What was the purpose of the Clause?
 The Southern states were in effect slave states whereas the northern states were manufacturing with their delegates tending towards the end of slavery altogether.  The Southern states wanted the luxury of counting every slave as property for the purpose of the census and therefore retain power over the Northern states in terms of their representation in Congress.  The true abolitionists in the North wanted slaves to count for ZERO persons and thus creating a level playing field with the South in terms of voting and representation.  Eventually, the true equitable situation would be for all people to be free and have voting rights.  But without a compromise, the South would not sign on and the concept of a United States would be lost.

The Ultimate IMPACT -
The true impact is that the South wouldn’t have joined the final agreement founded at the Constitutional Convention of 1787 if it wasn’t for the 3/5ths compromise approach.  This compromise set in motion the ability to dismantle the Southern states strangle hold on Power (which wouldn’t have happened if they counted every slave as one person).  Think about Slavery as a global concept and the years and years of this evil practice with the consent of country after country and government after government.  Yet here is this newly formed country and government that sets up the concept of ridding slavery altogether and then fights a brutal war totally obliterating slavery within 90 years of it’s inception.  That took progress, patience and some serious divinely-inspired forethought.

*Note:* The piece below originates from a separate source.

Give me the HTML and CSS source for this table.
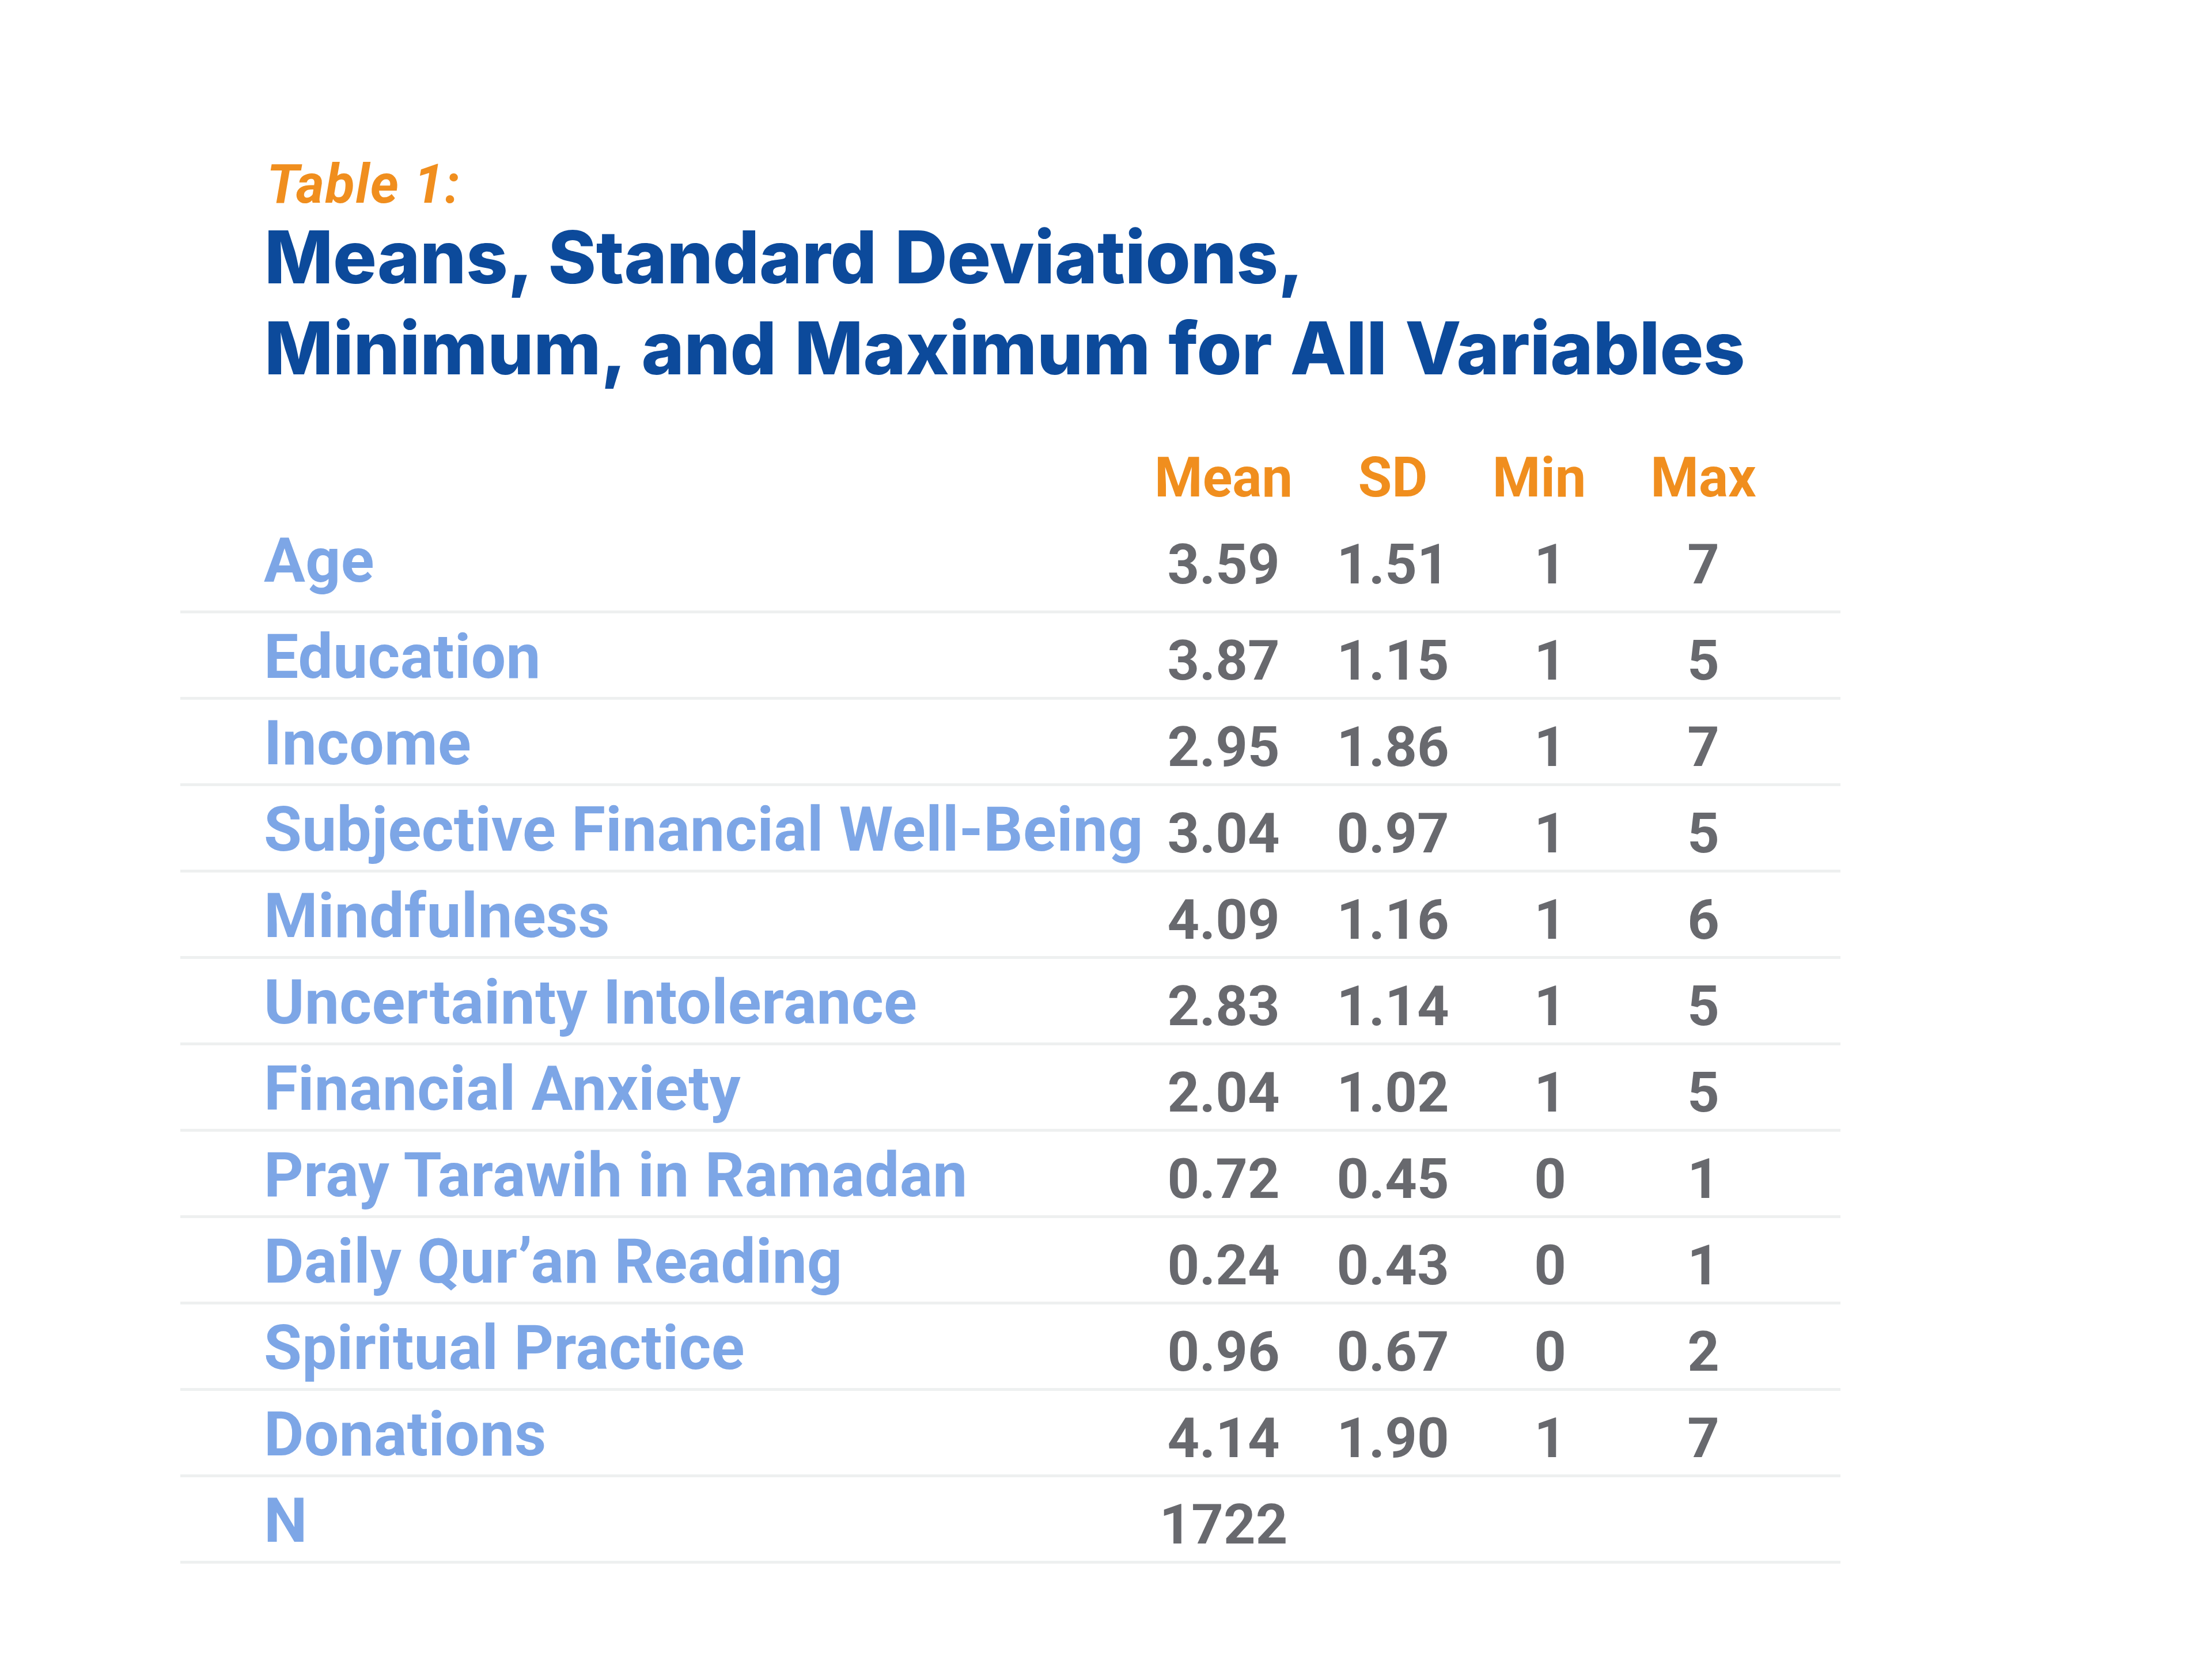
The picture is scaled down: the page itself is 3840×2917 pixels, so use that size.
FILE: index.html
```html
<!DOCTYPE html>
<html lang="en">
<head>
<meta charset="utf-8">
<title>Table 1: Means, Standard Deviations, Minimum, and Maximum for All Variables</title>
<link rel="stylesheet" href="styles.css">
</head>
<body>
<main class="sheet">
  <header class="heading">
    <p class="kicker">Table 1:</p>
    <h1 class="title">Means, Standard Deviations,<br>Minimum, and Maximum for All Variables</h1>
  </header>
  <section class="table">
    <div class="row head">
      <span class="label"></span>
      <span class="col">Mean</span>
      <span class="col">SD</span>
      <span class="col">Min</span>
      <span class="col">Max</span>
    </div>
    <div class="row first">
      <span class="label">Age</span>
      <span class="num">3.59</span><span class="num">1.51</span><span class="num min">1</span><span class="num">7</span>
    </div>
    <div class="row">
      <span class="label">Education</span>
      <span class="num">3.87</span><span class="num">1.15</span><span class="num min">1</span><span class="num">5</span>
    </div>
    <div class="row">
      <span class="label">Income</span>
      <span class="num">2.95</span><span class="num">1.86</span><span class="num min">1</span><span class="num">7</span>
    </div>
    <div class="row">
      <span class="label">Subjective Financial Well-Being</span>
      <span class="num">3.04</span><span class="num">0.97</span><span class="num min">1</span><span class="num">5</span>
    </div>
    <div class="row">
      <span class="label">Mindfulness</span>
      <span class="num">4.09</span><span class="num">1.16</span><span class="num min">1</span><span class="num">6</span>
    </div>
    <div class="row">
      <span class="label">Uncertainty Intolerance</span>
      <span class="num">2.83</span><span class="num">1.14</span><span class="num min">1</span><span class="num">5</span>
    </div>
    <div class="row">
      <span class="label">Financial Anxiety</span>
      <span class="num">2.04</span><span class="num">1.02</span><span class="num min">1</span><span class="num">5</span>
    </div>
    <div class="row">
      <span class="label">Pray Tarawih in Ramadan</span>
      <span class="num">0.72</span><span class="num">0.45</span><span class="num min">0</span><span class="num">1</span>
    </div>
    <div class="row">
      <span class="label">Daily Qur’an Reading</span>
      <span class="num">0.24</span><span class="num">0.43</span><span class="num min">0</span><span class="num">1</span>
    </div>
    <div class="row">
      <span class="label">Spiritual Practice</span>
      <span class="num">0.96</span><span class="num">0.67</span><span class="num min">0</span><span class="num">2</span>
    </div>
    <div class="row">
      <span class="label">Donations</span>
      <span class="num">4.14</span><span class="num">1.90</span><span class="num min">1</span><span class="num">7</span>
    </div>
    <div class="row">
      <span class="label">N</span>
      <span class="num">1722</span><span class="num"></span><span class="num min"></span><span class="num"></span>
    </div>
  </section>
</main>
</body>
</html>
```
FILE: styles.css
```css
html, body {
  margin: 0;
  padding: 0;
  background: #ffffff;
}

body {
  width: 3840px;
  height: 2917px;
  overflow: hidden;
}

.sheet {
  margin-left: 313px;
  width: 2882px;
  padding-top: 273px;
}

.heading {
  padding-left: 150px;
}

.kicker {
  margin: 0;
  font-family: Roboto, "Liberation Sans", sans-serif;
  font-style: italic;
  font-weight: 700;
  font-size: 94px;
  line-height: 94px;
  letter-spacing: 1.5px;
  color: #f08e1e;
}

.title {
  margin: 0 0 0 -4px;
  font-family: Inter, Roboto, sans-serif;
  font-weight: 800;
  font-size: 126.5px;
  line-height: 158px;
  letter-spacing: -0.3px;
  word-spacing: 4px;
  color: #0c4a9b;
}

.table {
  margin-top: 99px;
}

.row {
  display: grid;
  grid-template-columns: 1fr 260px 328px 180px 390px;
  align-items: baseline;
  box-sizing: border-box;
  height: 150px;
  padding: 22px 43px 0 145px;
  border-bottom: 5px solid #eef0f0;
}

.row.head {
  height: auto;
  padding-top: 0;
  padding-bottom: 0;
  border-bottom: 0;
}

.row.first {
  height: 187px;
  padding-top: 42px;
}

.label {
  font-family: Roboto, "Liberation Sans", sans-serif;
  font-weight: 700;
  font-size: 107px;
  line-height: 107px;
  letter-spacing: 0.4px;
  color: #7da6e6;
  white-space: nowrap;
}

.col {
  font-family: Roboto, "Liberation Sans", sans-serif;
  font-weight: 700;
  font-size: 95.6px;
  line-height: 95.6px;
  color: #f08e1e;
  text-align: center;
}

.num {
  font-family: Roboto, "Liberation Sans", sans-serif;
  font-weight: 700;
  font-size: 97px;
  line-height: 107px;
  color: #68696e;
  text-align: center;
  position: relative;
  top: 3px;
}

.num.min {
  padding-left: 38px;
}
```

Revising History to Score a Political Point?
Maybe Chris Matthews should be forgiven for his mistaken interpretation of the Constitution.  Even Frederic Douglass, the great Black Abolitionist of the 1800’s first thought the 3/5th’s Compromise was a pro-slavery clause.  But after further review of the notes from the Constitutional Convention and discussions with Abraham Lincoln, Frederic Douglass came to the realization that this clause and the Constitution as a whole was an anti Slavery document.

Regardless, let’s not let some blowhard political pundit (Matthews) change history to his advantage just because it serves his purpose to denigrate another person with whom he disagrees with on taxes or healthcare.